Altogether, Waller has provided a richly insightful and highly readable (if occasionally strident) look at why belief in moral responsibility persists. It should have wide appeal, even among philosophers who continue to see the belief's overall plausibility as the main reason why it persists, despite whatever doubts and misgivings they may have about it. To move the dial with these readers, Waller will likely need to regiment his arguments more fully and precisely than he does here. In particular, he will need to say more about the norms of desert, and about why we should accept that the considerations he adduces show that people never truly deserve punishment. One question that arises is how he understands the relationship between deserving moral blame and deserving punishment. By Waller's lights, would someone who expresses resentment in protesting a wrong count as morally blaming the object of this sentiment? If so, would the protest be pro tanto morally objectionable or discreditable? Or would Waller deny that it counts as moral blame, or at least as an objectionable form of moral blame?

Perhaps he would say that such moral blame is objectionable for much the same reason that punishment is. If so, however, this is something that would need to be worked out in detail. By not doing so, Waller leaves room for defenders of the moral responsibility system to argue that, whatever else, moral blame is sometimes deserved, and that a key element of the moral responsibility system thus remains unscathed.
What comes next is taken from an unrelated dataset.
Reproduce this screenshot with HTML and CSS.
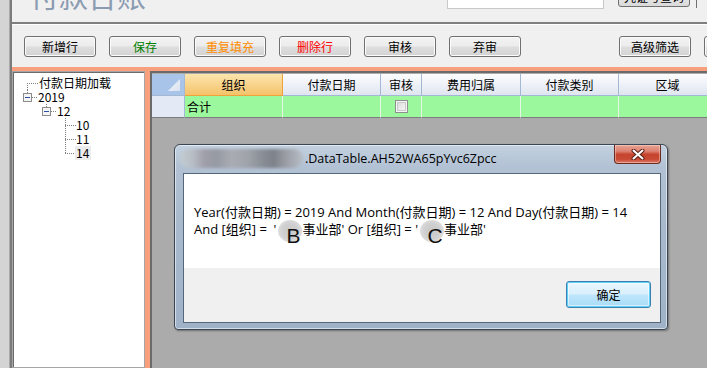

As it is, Waller seems to focus more on showing why others' attempts to secure genuine blameworthiness fail, perhaps supposing that the onus is on defenders of moral responsibility, than on setting out a case against blameworthiness. In addition to saying more about the norms of desert, such a case would need to incorporate Waller's views about the reactive attitudes.

Be this as it may, Waller's attempt to explain away our belief in moral responsibility is original and often deeply insightful. It is not only empirically well informed but also concretely humanly grounded. This grounded perspective is one to which philosophers who grapple with these issues would certainly do well to attend.